FOMC monetary policy statement
The Federal Open Market Committee (FOMC), an arm of Federal Reserve Bank, reaffirmed its view that the current 0% to 0.25% target range for the federal funds rate remains appropriate to support continued progress toward maximum employment and price stability. In determining how long to maintain this target range, the FOMC will assess progress toward its objectives of maximum employment and 2% inflation.

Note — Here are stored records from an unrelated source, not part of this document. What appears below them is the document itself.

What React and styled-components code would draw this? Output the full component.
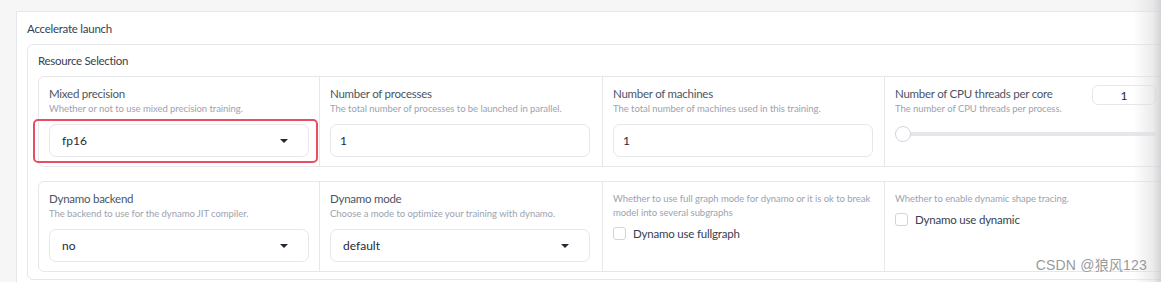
import React from "react";
import styled, { createGlobalStyle } from "styled-components";

const Global = createGlobalStyle`
  html, body { margin: 0; padding: 0; background: #f6f6f7; overflow: hidden; }
  body { font-family: "Source Sans Pro", "Lato", "Noto Sans", sans-serif; }
  * { box-sizing: border-box; }
`;

const Page = styled.div`
  position: relative;
  width: 1161px;
  height: 282px;
  overflow: hidden;
  padding: 11px 0 0 16px;
`;

const Outer = styled.section`
  width: 1180px;
  background: #fff;
  border: 1px solid #e5e7eb;
  padding: 9px 10px 10px 10px;
`;

const Title = styled.div`
  font-size: 11.5px;
  letter-spacing: -0.25px;
  line-height: 16px;
  color: #374151;
  margin-bottom: 7px;
`;

const Accordion = styled.div`
  border: 1px solid #e5e7eb;
  border-radius: 6px;
  padding: 0 10px 7px 10px;
  background: #fff;
`;

const AccHeader = styled.div`
  display: flex;
  justify-content: space-between;
  align-items: center;
  height: 31px;
  font-size: 11.5px;
  letter-spacing: -0.3px;
  color: #374151;
`;

const Caret = styled.span`
  font-size: 10px;
  color: #374151;
  margin-right: 4px;
`;

const Rows = styled.div`
  display: flex;
  flex-direction: column;
  gap: 14px;
`;

const Row = styled.div`
  display: grid;
  grid-template-columns: 280px 283px 282px 282px;
  border: 1px solid #e5e7eb;
  border-radius: 6px;
  height: ${(p) => p.$h}px;
`;

const Cell = styled.div`
  position: relative;
  padding: 9px 10px 0 10px;
  border-left: ${(p) => (p.$first ? "none" : "1px solid #e5e7eb")};
`;

const LabelLine = styled.div`
  display: flex;
  justify-content: space-between;
  align-items: flex-start;
`;

const Label = styled.div`
  font-size: 11.5px;
  letter-spacing: -0.25px;
  line-height: 15px;
  color: #4b5563;
`;

const Desc = styled.div`
  font-size: 9.5px;
  letter-spacing: -0.05px;
  line-height: 14px;
  margin-top: 1px;
  color: #9ca3af;
`;

const Field = styled.div`
  position: relative;
  margin-top: 8px;
  height: 33px;
  width: 260px;
  border: 1px solid #e5e7eb;
  border-radius: 7px;
  display: flex;
  align-items: center;
  justify-content: space-between;
  padding: 0 20px 0 12px;
  font-size: 12px;
  color: #1f2937;
  background: #fff;
  &::after {
    content: "";
    display: ${(p) => (p.$highlight ? "block" : "none")};
    position: absolute;
    left: -17px;
    right: -10px;
    top: -6px;
    bottom: -7px;
    border: 2px solid #ea4d5f;
    border-radius: 5px;
  }
`;

const InputText = styled.span`
  margin-left: ${(p) => (p.$num ? "-3px" : "0")};
`;

const Triangle = styled.span`
  width: 0;
  height: 0;
  border-left: 4px solid transparent;
  border-right: 4px solid transparent;
  border-top: 4px solid #1f2937;
`;

const NumBox = styled.div`
  width: 64px;
  height: 20px;
  margin-top: -1px;
  border: 1px solid #e5e7eb;
  border-radius: 6px;
  font-size: 12px;
  color: #1f2937;
  display: flex;
  align-items: center;
  justify-content: center;
`;

const Slider = styled.div`
  position: relative;
  margin-top: 10px;
  height: 16px;
  display: flex;
  align-items: center;
`;

const Track = styled.div`
  flex: 1;
  height: 4px;
  background: #e5e7eb;
  border-radius: 2px;
`;

const Thumb = styled.div`
  position: absolute;
  left: 0;
  top: 0;
  width: 16px;
  height: 16px;
  border-radius: 50%;
  background: #fff;
  border: 1px solid #d1d5db;
`;

const Check = styled.label`
  display: flex;
  align-items: center;
  gap: 7px;
  margin-top: ${(p) => p.$mt}px;
  font-size: 11.5px;
  letter-spacing: -0.2px;
  color: #374151;
`;

const Box = styled.span`
  width: 13px;
  height: 13px;
  border: 1px solid #d1d5db;
  border-radius: 3px;
  background: #fff;
`;

const Shade = styled.div`
  position: absolute;
  top: 0;
  right: 0;
  width: 28px;
  height: 100%;
  background: linear-gradient(to right, rgba(235,235,237,0) 0%, rgba(220,220,222,0.55) 70%, rgba(205,205,208,0.85) 100%);
  pointer-events: none;
`;

const Watermark = styled.div`
  position: absolute;
  right: 14px;
  bottom: 8px;
  font-family: "Liberation Sans", "Noto Sans CJK SC", sans-serif;
  font-size: 14px;
  color: #9a9a9a;
  letter-spacing: 0.2px;
`;

function Select({ value, highlight }) {
  return (
    <Field $highlight={highlight}>
      <InputText>{value}</InputText>
      <Triangle />
    </Field>
  );
}

function Input({ value }) {
  return (
    <Field>
      <InputText $num>{value}</InputText>
    </Field>
  );
}

export default function App() {
  return (
    <>
      <Global />
      <Page>
        <Outer>
          <Title>Accelerate launch</Title>
          <Accordion>
            <AccHeader>
              <span>Resource Selection</span>
              <Caret>▼</Caret>
            </AccHeader>
            <Rows>
              <Row $h={91}>
                <Cell $first>
                  <Label>Mixed precision</Label>
                  <Desc>Whether or not to use mixed precision training.</Desc>
                  <Select value="fp16" highlight />
                </Cell>
                <Cell>
                  <Label>Number of processes</Label>
                  <Desc>The total number of processes to be launched in parallel.</Desc>
                  <Input value="1" />
                </Cell>
                <Cell>
                  <Label>Number of machines</Label>
                  <Desc>The total number of machines used in this training.</Desc>
                  <Input value="1" />
                </Cell>
                <Cell>
                  <LabelLine>
                    <div>
                      <Label>Number of CPU threads per core</Label>
                      <Desc>The number of CPU threads per process.</Desc>
                    </div>
                    <NumBox>1</NumBox>
                  </LabelLine>
                  <Slider>
                    <Track />
                    <Thumb />
                  </Slider>
                </Cell>
              </Row>
              <Row $h={91}>
                <Cell $first>
                  <Label>Dynamo backend</Label>
                  <Desc>The backend to use for the dynamo JIT compiler.</Desc>
                  <Select value="no" />
                </Cell>
                <Cell>
                  <Label>Dynamo mode</Label>
                  <Desc>Choose a mode to optimize your training with dynamo.</Desc>
                  <Select value="default" />
                </Cell>
                <Cell>
                  <Desc>
                    Whether to use full graph mode for dynamo or it is ok to break
                    <br />
                    model into several subgraphs
                  </Desc>
                  <Check $mt={7}>
                    <Box />
                    Dynamo use fullgraph
                  </Check>
                </Cell>
                <Cell>
                  <Desc>Whether to enable dynamic shape tracing.</Desc>
                  <Check $mt={7}>
                    <Box />
                    Dynamo use dynamic
                  </Check>
                </Cell>
              </Row>
            </Rows>
          </Accordion>
        </Outer>
        <Shade />
        <Watermark>CSDN @狼风123</Watermark>
      </Page>
    </>
  );
}
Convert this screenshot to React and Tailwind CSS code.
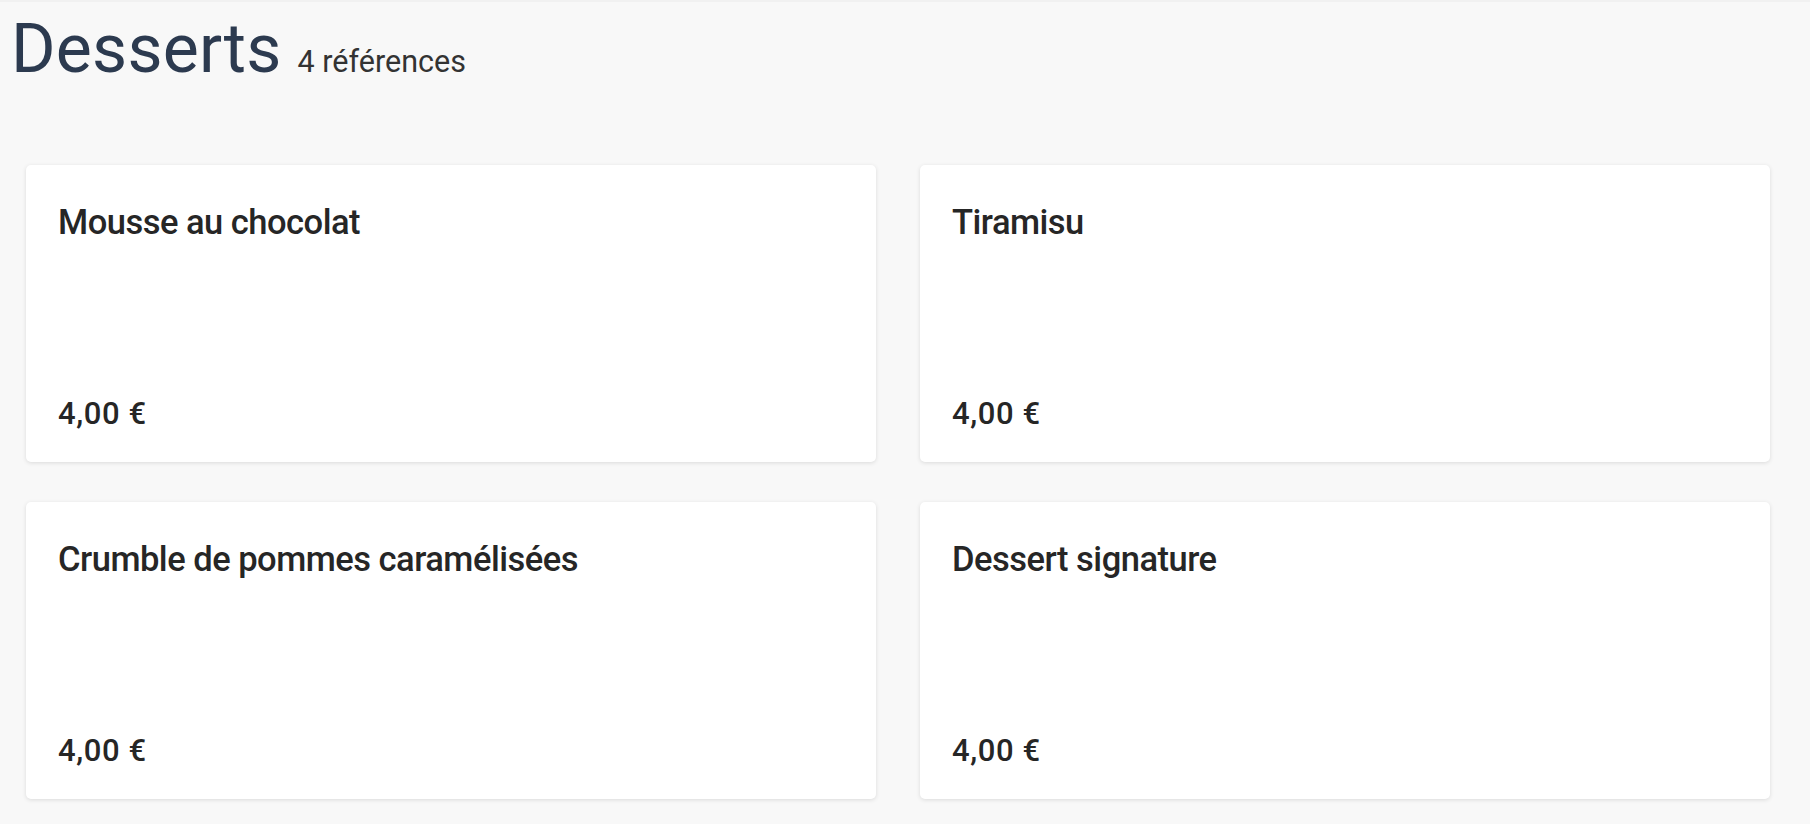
import React from "react";

const items = [
  { name: "Mousse au chocolat", price: "4,00 €" },
  { name: "Tiramisu", price: "4,00 €" },
  { name: "Crumble de pommes caramélisées", price: "4,00 €" },
  { name: "Dessert signature", price: "4,00 €" },
];

function Card({ name, price }) {
  return (
    <div className="h-[297px] rounded-[5px] bg-white shadow-[0_1px_4px_rgba(0,0,0,0.12)] flex flex-col justify-between px-[32px] pt-[40px] pb-[33px]">
      <div className="text-[34.5px] leading-none font-medium tracking-[-0.5px] text-[#262626]">{name}</div>
      <div className="text-[31px] leading-none font-medium tracking-[0.6px] text-[#262626]">{price}</div>
    </div>
  );
}

export default function App() {
  return (
    <div
      className="min-h-screen bg-[#f8f8f8] border-t-2 border-[#f1f1f1]"
      style={{ fontFamily: "Roboto, 'Liberation Sans', sans-serif" }}
    >
      <div className="flex items-baseline gap-[16px] pl-[11px] pt-[13px]">
        <h1 className="text-[68px] leading-none font-normal tracking-[0.2px] text-[#2c3a4f]">Desserts</h1>
        <span className="text-[30.5px] leading-none font-normal text-[#333333]">4 références</span>
      </div>
      <div className="grid grid-cols-2 gap-x-[44px] gap-y-[40px] pl-[26px] pr-[40px] mt-[82px]">
        {items.map((it) => (
          <Card key={it.name} {...it} />
        ))}
      </div>
    </div>
  );
}
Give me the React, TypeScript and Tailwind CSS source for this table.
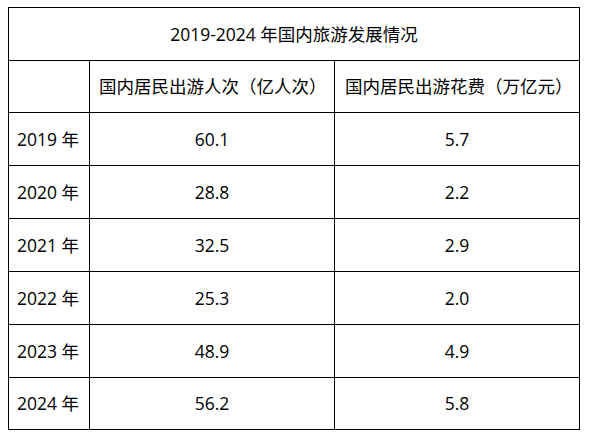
import { Fragment } from "react";

const rows = [
  { year: "2019 年", trips: "60.1", spend: "5.7" },
  { year: "2020 年", trips: "28.8", spend: "2.2" },
  { year: "2021 年", trips: "32.5", spend: "2.9" },
  { year: "2022 年", trips: "25.3", spend: "2.0" },
  { year: "2023 年", trips: "48.9", spend: "4.9" },
  { year: "2024 年", trips: "56.2", spend: "5.8" },
];

export default function App() {
  return (
    <div
      className="w-[592px] h-[442px] bg-white pl-2 pt-[7px] text-black text-[17.5px]"
      style={{ fontFamily: "'Open Sans', 'Noto Sans CJK SC', sans-serif" }}
    >
      {/* table drawn as a grid: black background shows through 1px gaps */}
      <div className="grid w-[572px] grid-cols-[80px_244px_244px] grid-rows-[52px_51px_52px_52px_52px_52px_52px_51px] gap-px bg-black p-px">
        <div className="col-span-3 flex items-center justify-center bg-white">
          2019-2024 年国内旅游发展情况
        </div>

        <div className="bg-white"></div>
        <div className="flex items-center bg-white pl-[9px]">国内居民出游人次（亿人次）</div>
        <div className="flex items-center bg-white pl-[10px]">国内居民出游花费（万亿元）</div>

        {rows.map((r) => (
          <Fragment key={r.year}>
            <div className="flex items-center bg-white pl-[8px]">{r.year}</div>
            <div className="flex items-center justify-center bg-white">{r.trips}</div>
            <div className="flex items-center justify-center bg-white">{r.spend}</div>
          </Fragment>
        ))}
      </div>
    </div>
  );
}
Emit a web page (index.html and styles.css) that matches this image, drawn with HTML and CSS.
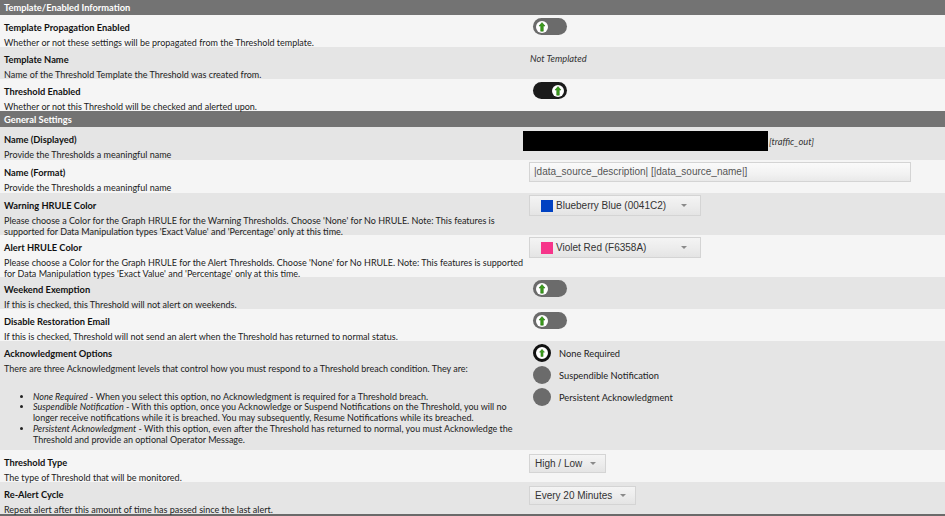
FILE: index.html
```html
<!DOCTYPE html>
<html>
<head>
<meta charset="utf-8">
<link rel="stylesheet" href="styles.css">
</head>
<body>
<div class="form">
  <div class="section">Template/Enabled Information</div>

  <div class="row light">
    <div class="info">
      <div class="label">Template Propagation Enabled</div>
      <div class="desc">Whether or not these settings will be propagated from the Threshold template.</div>
    </div>
    <div class="field">
      <span class="toggle off"><svg class="knob" viewBox="0 0 12 12"><circle cx="6" cy="6" r="6" fill="#fff"/><path d="M6 1.6 L9 5 L7.3 5 L7.3 10.2 L4.7 10.2 L4.7 5 L3 5 Z" fill="#3c9c1c" stroke="#1f6b0c" stroke-width="0.5"/></svg></span>
    </div>
  </div>

  <div class="row gray">
    <div class="info">
      <div class="label">Template Name</div>
      <div class="desc">Name of the Threshold Template the Threshold was created from.</div>
    </div>
    <div class="field">
      <span class="static">Not Templated</span>
    </div>
  </div>

  <div class="row light">
    <div class="info">
      <div class="label">Threshold Enabled</div>
      <div class="desc">Whether or not this Threshold will be checked and alerted upon.</div>
    </div>
    <div class="field">
      <span class="toggle on"><svg class="knob" viewBox="0 0 12 12"><circle cx="6" cy="6" r="6" fill="#fff"/><path d="M6 1.6 L9 5 L7.3 5 L7.3 10.2 L4.7 10.2 L4.7 5 L3 5 Z" fill="#3c9c1c" stroke="#1f6b0c" stroke-width="0.5"/></svg></span>
    </div>
  </div>

  <div class="section tall">General Settings</div>

  <div class="row gray r33">
    <div class="info">
      <div class="label">Name (Displayed)</div>
      <div class="desc">Provide the Thresholds a meaningful name</div>
    </div>
    <div class="field">
      <div class="displayed"><span class="redact"></span><span class="static suffix">[traffic_out]</span></div>
    </div>
  </div>

  <div class="row light r33">
    <div class="info">
      <div class="label">Name (Format)</div>
      <div class="desc">Provide the Thresholds a meaningful name</div>
    </div>
    <div class="field">
      <div class="textbox">|data_source_description| [|data_source_name|]</div>
    </div>
  </div>

  <div class="row gray">
    <div class="info">
      <div class="label">Warning HRULE Color</div>
      <div class="desc">Please choose a Color for the Graph HRULE for the Warning Thresholds. Choose 'None' for No HRULE. Note: This features is supported for Data Manipulation types 'Exact Value' and 'Percentage' only at this time.</div>
    </div>
    <div class="field">
      <div class="select color"><span class="swatch blue"></span><span class="stext">Blueberry Blue (0041C2)</span><span class="caret"></span></div>
    </div>
  </div>

  <div class="row light">
    <div class="info">
      <div class="label">Alert HRULE Color</div>
      <div class="desc">Please choose a Color for the Graph HRULE for the Alert Thresholds. Choose 'None' for No HRULE. Note: This features is supported for Data Manipulation types 'Exact Value' and 'Percentage' only at this time.</div>
    </div>
    <div class="field">
      <div class="select color"><span class="swatch pink"></span><span class="stext">Violet Red (F6358A)</span><span class="caret"></span></div>
    </div>
  </div>

  <div class="row gray">
    <div class="info">
      <div class="label">Weekend Exemption</div>
      <div class="desc">If this is checked, this Threshold will not alert on weekends.</div>
    </div>
    <div class="field">
      <span class="toggle off"><svg class="knob" viewBox="0 0 12 12"><circle cx="6" cy="6" r="6" fill="#fff"/><path d="M6 1.6 L9 5 L7.3 5 L7.3 10.2 L4.7 10.2 L4.7 5 L3 5 Z" fill="#3c9c1c" stroke="#1f6b0c" stroke-width="0.5"/></svg></span>
    </div>
  </div>

  <div class="row light">
    <div class="info">
      <div class="label">Disable Restoration Email</div>
      <div class="desc">If this is checked, Threshold will not send an alert when the Threshold has returned to normal status.</div>
    </div>
    <div class="field">
      <span class="toggle off"><svg class="knob" viewBox="0 0 12 12"><circle cx="6" cy="6" r="6" fill="#fff"/><path d="M6 1.6 L9 5 L7.3 5 L7.3 10.2 L4.7 10.2 L4.7 5 L3 5 Z" fill="#3c9c1c" stroke="#1f6b0c" stroke-width="0.5"/></svg></span>
    </div>
  </div>

  <div class="row gray ack">
    <div class="info">
      <div class="label">Acknowledgment Options</div>
      <div class="desc">There are three Acknowledgment levels that control how you must respond to a Threshold breach condition. They are:
        <ul class="levels">
          <li><i>None Required</i> - When you select this option, no Acknowledgment is required for a Threshold breach.</li>
          <li><i>Suspendible Notification</i> - With this option, once you Acknowledge or Suspend Notifications on the Threshold, you will no longer receive notifications while it is breached. You may subsequently, Resume Notifications while its breached.</li>
          <li><i>Persistent Acknowledgment</i> - With this option, even after the Threshold has returned to normal, you must Acknowledge the Threshold and provide an optional Operator Message.</li>
        </ul>
      </div>
    </div>
    <div class="field">
      <div class="radios">
        <div class="radio-item"><span class="radio checked"><svg class="rknob" viewBox="0 0 12 12"><circle cx="6" cy="6" r="6" fill="#fff"/><path d="M6 1.6 L9 5 L7.3 5 L7.3 10.2 L4.7 10.2 L4.7 5 L3 5 Z" fill="#3c9c1c" stroke="#1f6b0c" stroke-width="0.5"/></svg></span><span class="rlabel">None Required</span></div>
        <div class="radio-item"><span class="radio"></span><span class="rlabel">Suspendible Notification</span></div>
        <div class="radio-item"><span class="radio"></span><span class="rlabel">Persistent Acknowledgment</span></div>
      </div>
    </div>
  </div>

  <div class="row light">
    <div class="info">
      <div class="label">Threshold Type</div>
      <div class="desc">The type of Threshold that will be monitored.</div>
    </div>
    <div class="field">
      <div class="select plain"><span class="stext">High / Low</span><span class="caret"></span></div>
    </div>
  </div>

  <div class="row gray">
    <div class="info">
      <div class="label">Re-Alert Cycle</div>
      <div class="desc">Repeat alert after this amount of time has passed since the last alert.</div>
    </div>
    <div class="field">
      <div class="select plain"><span class="stext">Every 20 Minutes</span><span class="caret"></span></div>
    </div>
  </div>

  <div class="section next"></div>
</div>
</body>
</html>
```
FILE: styles.css
```css
html, body {
  margin: 0;
  padding: 0;
  background: #f5f5f5;
  overflow: hidden;
}

.form {
  font-family: "Lato", "Open Sans", sans-serif;
  font-size: 9px;
  color: #1a1a1a;
}

.section {
  background: #737373;
  color: #fff;
  font-weight: bold;
  font-size: 9.3px;
  height: 15px;
  line-height: 15px;
  padding-left: 4px;
}

.section.tall {
  height: 16px;
  line-height: 17px;
}

.section.next {
  height: 15px;
  background: #6a6a6a;
}

.row {
  display: grid;
  grid-template-columns: 525px 1fr;
  min-height: 32px;
}

.row.r33 {
  min-height: 33px;
}

.row.light {
  background: #f5f5f5;
}

.row.gray {
  background: #e5e5e5;
}

.info {
  padding: 5px 0 0 4px;
  margin-bottom: -2px;
}

.label {
  font-weight: bold;
  font-size: 9.3px;
  line-height: 15px;
  color: #111;
}

.desc {
  margin-top: 3px;
  line-height: 10.5px;
  color: #222;
}

.levels {
  margin: 17px 0 6.5px 0;
  padding-left: 29px;
}

.levels li {
  line-height: 10.8px;
}

.field {
  padding: 3px 0 0 4px;
}

/* toggle switches */
.toggle {
  display: flex;
  align-items: center;
  width: 34px;
  height: 17px;
  border-radius: 9px;
  margin-left: 4px;
  box-sizing: border-box;
  padding: 0 3px;
}

.toggle.off {
  background: #6b6b6b;
  justify-content: flex-start;
}

.toggle.on {
  background: #1a1a1a;
  justify-content: flex-end;
}

.knob {
  width: 12px;
  height: 12px;
  display: block;
}

.static {
  font-style: italic;
  font-size: 9.3px;
  line-height: 15px;
  color: #333;
  margin-left: 1px;
  display: inline-block;
  margin-top: 1px;
}

.displayed {
  display: flex;
  align-items: center;
  margin-top: 1px;
  margin-left: -6px;
}

.redact {
  display: block;
  width: 245px;
  height: 20px;
  background: #000;
}

.static.suffix {
  margin: 0 0 0 1px;
}

.textbox {
  margin-top: -1px;
  width: 382px;
  height: 20px;
  box-sizing: border-box;
  border: 1px solid #d4d4d4;
  background: linear-gradient(#fafafa, #f2f2f2 60%, #e9e9e9);
  font-family: "Liberation Sans", Arial, sans-serif;
  font-size: 10px;
  line-height: 18px;
  color: #555;
  padding-left: 4px;
  white-space: nowrap;
}

/* selects */
.select {
  display: inline-flex;
  align-items: center;
  box-sizing: border-box;
  border: 1px solid #d4d4d4;
  background: linear-gradient(#f4f4f4, #ececec 55%, #e4e4e4);
  font-family: "Liberation Sans", Arial, sans-serif;
  font-size: 10px;
  color: #333;
  white-space: nowrap;
}

.select.color {
  margin-top: -1px;
  width: 172px;
  height: 21px;
  padding-left: 11px;
}

.select.plain {
  margin-top: 1px;
  height: 19px;
  padding: 0 9px 0 5px;
}

.swatch {
  width: 12px;
  height: 12px;
  display: block;
  margin-right: 3px;
}

.swatch.blue {
  background: #0041c2;
}

.swatch.pink {
  background: #f6358a;
}

.caret {
  width: 0;
  height: 0;
  border-left: 3px solid transparent;
  border-right: 3px solid transparent;
  border-top: 3px solid #8a8a8a;
  margin-left: 8px;
}

.select.color .caret {
  margin-left: auto;
  margin-right: 13px;
}

/* radios */
.radios {
  display: flex;
  flex-direction: column;
  gap: 4px;
  margin-left: 4px;
}

.radio-item {
  display: flex;
  align-items: center;
  height: 18px;
}

.radio {
  width: 18px;
  height: 18px;
  border-radius: 50%;
  background: #6b6b6b;
  box-sizing: border-box;
  display: flex;
  align-items: center;
  justify-content: center;
  flex: none;
}

.radio.checked {
  background: #fff;
  border: 3px solid #111;
}

.rknob {
  width: 10px;
  height: 10px;
  display: block;
}

.rlabel {
  margin-left: 8px;
  font-size: 9.3px;
  color: #222;
}
```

The FOMC is maintaining its existing policy of reinvesting principal payments from its holdings of agency debt and agency mortgage-backed securities in agency mortgage-backed securities and of rolling over maturing Treasury securities at auction. This policy, by keeping FOMC’s holdings of longer-term securities at sizable levels, should help maintain accommodative financial conditions.
Growth projections
According to FOMC , US growth projection has been downgraded for 2015 from the estimates made previously in March, 2015. As per latest estimates, US is expected to grow between 1.8% to 2% in 2015, compared with a March forecast of 2.3% to 2.7%. In 2016, the US economy is forecasted to grow between 2.4% to 2.7%, compared to March forecast of 2.3% to 3.0%. The unemployment rate is forecasted between 5.2% to 5.3% for 2015, compared to 5% to 5.2% forecast of March, 2015. Lastly, the revised estimate for PCE (Private Consumption Expenditure) inflation rate is unchanged at 0.6% and 0.8% for 2015.